▶ AIM OF THE EXERCISE
The records should be repeated word for word, pictures excluded.

[START INFORMATION PROVIDED]

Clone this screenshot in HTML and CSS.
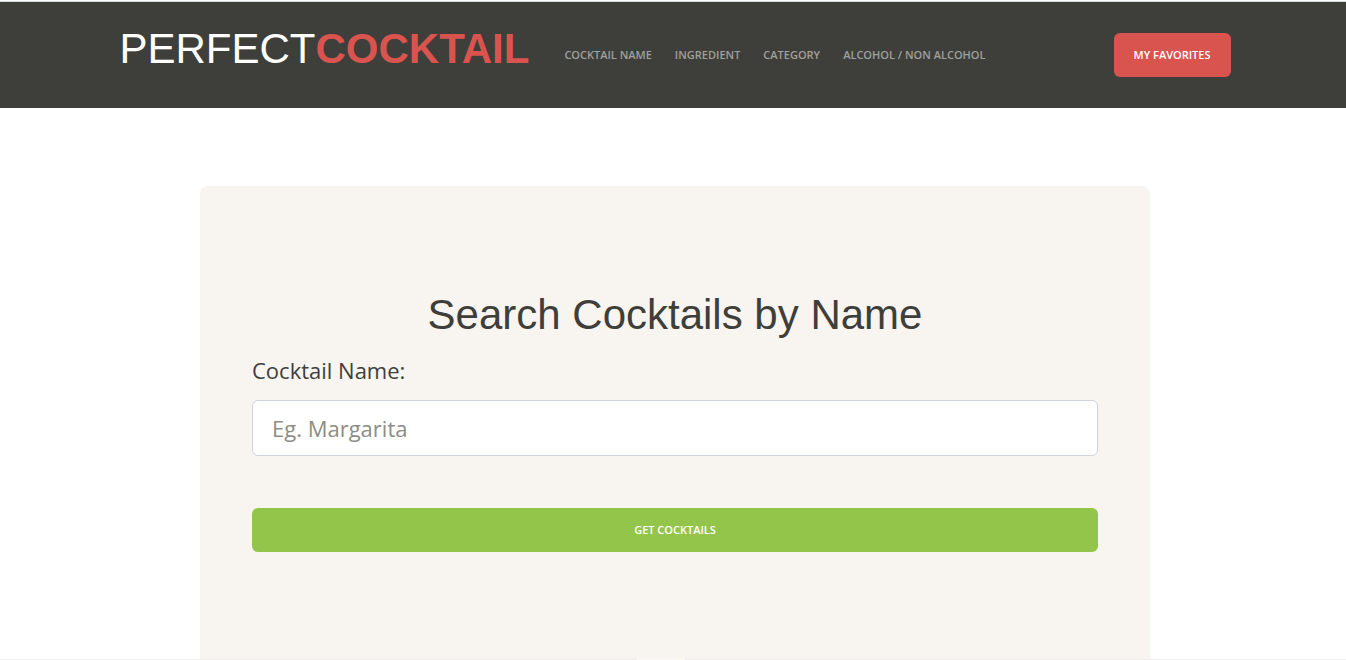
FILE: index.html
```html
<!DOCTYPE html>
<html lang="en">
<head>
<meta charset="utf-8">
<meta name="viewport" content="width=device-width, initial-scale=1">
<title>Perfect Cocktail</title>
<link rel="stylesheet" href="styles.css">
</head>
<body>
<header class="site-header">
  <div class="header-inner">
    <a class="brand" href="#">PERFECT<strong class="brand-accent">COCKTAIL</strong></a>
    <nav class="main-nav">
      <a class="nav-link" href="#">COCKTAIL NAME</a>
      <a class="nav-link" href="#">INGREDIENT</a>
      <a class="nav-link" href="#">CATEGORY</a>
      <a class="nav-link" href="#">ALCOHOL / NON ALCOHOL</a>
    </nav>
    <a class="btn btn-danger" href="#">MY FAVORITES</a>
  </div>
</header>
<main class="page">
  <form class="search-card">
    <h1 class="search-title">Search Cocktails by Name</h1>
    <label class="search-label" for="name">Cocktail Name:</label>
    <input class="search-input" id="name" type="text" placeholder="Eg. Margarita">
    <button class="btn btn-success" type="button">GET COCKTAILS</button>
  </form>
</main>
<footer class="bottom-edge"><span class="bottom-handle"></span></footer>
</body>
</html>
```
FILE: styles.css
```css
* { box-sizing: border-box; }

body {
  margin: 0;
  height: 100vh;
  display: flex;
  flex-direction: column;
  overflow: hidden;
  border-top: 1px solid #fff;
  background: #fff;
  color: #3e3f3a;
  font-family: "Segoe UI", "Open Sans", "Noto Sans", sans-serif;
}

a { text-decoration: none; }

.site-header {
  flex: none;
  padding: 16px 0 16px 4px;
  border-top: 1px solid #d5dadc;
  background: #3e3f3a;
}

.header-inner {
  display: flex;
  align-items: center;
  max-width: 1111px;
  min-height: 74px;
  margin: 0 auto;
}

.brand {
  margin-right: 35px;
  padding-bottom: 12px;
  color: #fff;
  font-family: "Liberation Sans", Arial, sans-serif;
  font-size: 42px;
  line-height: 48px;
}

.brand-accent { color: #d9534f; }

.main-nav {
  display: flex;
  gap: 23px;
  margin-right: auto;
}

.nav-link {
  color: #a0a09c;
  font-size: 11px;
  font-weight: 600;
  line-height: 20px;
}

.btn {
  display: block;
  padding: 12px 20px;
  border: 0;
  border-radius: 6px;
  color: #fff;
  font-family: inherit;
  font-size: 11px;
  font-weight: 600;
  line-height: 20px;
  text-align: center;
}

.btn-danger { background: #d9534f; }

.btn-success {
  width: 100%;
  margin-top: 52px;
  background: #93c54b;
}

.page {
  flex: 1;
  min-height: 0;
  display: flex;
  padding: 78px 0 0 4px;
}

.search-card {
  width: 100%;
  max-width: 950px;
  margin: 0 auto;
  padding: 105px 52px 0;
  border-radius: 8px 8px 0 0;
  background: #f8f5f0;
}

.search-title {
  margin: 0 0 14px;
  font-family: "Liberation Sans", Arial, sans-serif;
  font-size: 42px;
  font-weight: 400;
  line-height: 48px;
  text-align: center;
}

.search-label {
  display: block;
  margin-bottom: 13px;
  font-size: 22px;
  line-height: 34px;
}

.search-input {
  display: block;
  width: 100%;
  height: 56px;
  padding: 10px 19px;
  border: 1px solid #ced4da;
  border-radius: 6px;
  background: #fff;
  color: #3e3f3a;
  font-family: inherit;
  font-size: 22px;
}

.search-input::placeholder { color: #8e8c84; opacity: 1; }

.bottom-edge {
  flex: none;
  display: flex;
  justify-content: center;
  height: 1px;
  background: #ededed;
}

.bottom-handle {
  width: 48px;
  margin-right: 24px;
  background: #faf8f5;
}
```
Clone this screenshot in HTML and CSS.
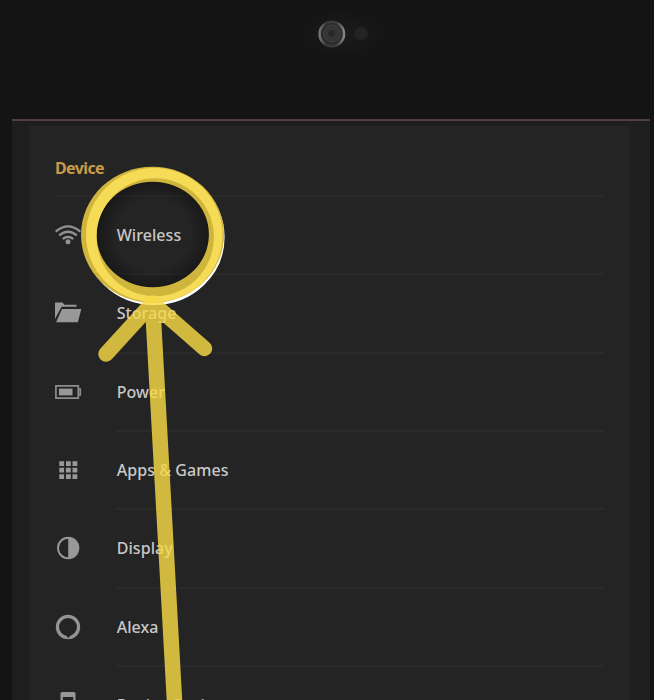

[END INFORMATION PROVIDED]

▶ IN RESPONSE
Clone this screenshot in HTML and CSS.
FILE: index.html
```html
<!DOCTYPE html>
<html lang="en">
<head>
<meta charset="utf-8">
<meta name="viewport" content="width=device-width, initial-scale=1">
<title>Perfect Cocktail</title>
<link rel="stylesheet" href="styles.css">
</head>
<body>
<header class="site-header">
  <div class="header-inner">
    <a class="brand" href="#">PERFECT<strong class="brand-accent">COCKTAIL</strong></a>
    <nav class="main-nav">
      <a class="nav-link" href="#">COCKTAIL NAME</a>
      <a class="nav-link" href="#">INGREDIENT</a>
      <a class="nav-link" href="#">CATEGORY</a>
      <a class="nav-link" href="#">ALCOHOL / NON ALCOHOL</a>
    </nav>
    <a class="btn btn-danger" href="#">MY FAVORITES</a>
  </div>
</header>
<main class="page">
  <form class="search-card">
    <h1 class="search-title">Search Cocktails by Name</h1>
    <label class="search-label" for="name">Cocktail Name:</label>
    <input class="search-input" id="name" type="text" placeholder="Eg. Margarita">
    <button class="btn btn-success" type="button">GET COCKTAILS</button>
  </form>
</main>
<footer class="bottom-edge"><span class="bottom-handle"></span></footer>
</body>
</html>
```
FILE: styles.css
```css
* { box-sizing: border-box; }

body {
  margin: 0;
  height: 100vh;
  display: flex;
  flex-direction: column;
  overflow: hidden;
  border-top: 1px solid #fff;
  background: #fff;
  color: #3e3f3a;
  font-family: "Segoe UI", "Open Sans", "Noto Sans", sans-serif;
}

a { text-decoration: none; }

.site-header {
  flex: none;
  padding: 16px 0 16px 4px;
  border-top: 1px solid #d5dadc;
  background: #3e3f3a;
}

.header-inner {
  display: flex;
  align-items: center;
  max-width: 1111px;
  min-height: 74px;
  margin: 0 auto;
}

.brand {
  margin-right: 35px;
  padding-bottom: 12px;
  color: #fff;
  font-family: "Liberation Sans", Arial, sans-serif;
  font-size: 42px;
  line-height: 48px;
}

.brand-accent { color: #d9534f; }

.main-nav {
  display: flex;
  gap: 23px;
  margin-right: auto;
}

.nav-link {
  color: #a0a09c;
  font-size: 11px;
  font-weight: 600;
  line-height: 20px;
}

.btn {
  display: block;
  padding: 12px 20px;
  border: 0;
  border-radius: 6px;
  color: #fff;
  font-family: inherit;
  font-size: 11px;
  font-weight: 600;
  line-height: 20px;
  text-align: center;
}

.btn-danger { background: #d9534f; }

.btn-success {
  width: 100%;
  margin-top: 52px;
  background: #93c54b;
}

.page {
  flex: 1;
  min-height: 0;
  display: flex;
  padding: 78px 0 0 4px;
}

.search-card {
  width: 100%;
  max-width: 950px;
  margin: 0 auto;
  padding: 105px 52px 0;
  border-radius: 8px 8px 0 0;
  background: #f8f5f0;
}

.search-title {
  margin: 0 0 14px;
  font-family: "Liberation Sans", Arial, sans-serif;
  font-size: 42px;
  font-weight: 400;
  line-height: 48px;
  text-align: center;
}

.search-label {
  display: block;
  margin-bottom: 13px;
  font-size: 22px;
  line-height: 34px;
}

.search-input {
  display: block;
  width: 100%;
  height: 56px;
  padding: 10px 19px;
  border: 1px solid #ced4da;
  border-radius: 6px;
  background: #fff;
  color: #3e3f3a;
  font-family: inherit;
  font-size: 22px;
}

.search-input::placeholder { color: #8e8c84; opacity: 1; }

.bottom-edge {
  flex: none;
  display: flex;
  justify-content: center;
  height: 1px;
  background: #ededed;
}

.bottom-handle {
  width: 48px;
  margin-right: 24px;
  background: #faf8f5;
}
```
Clone this screenshot in HTML and CSS.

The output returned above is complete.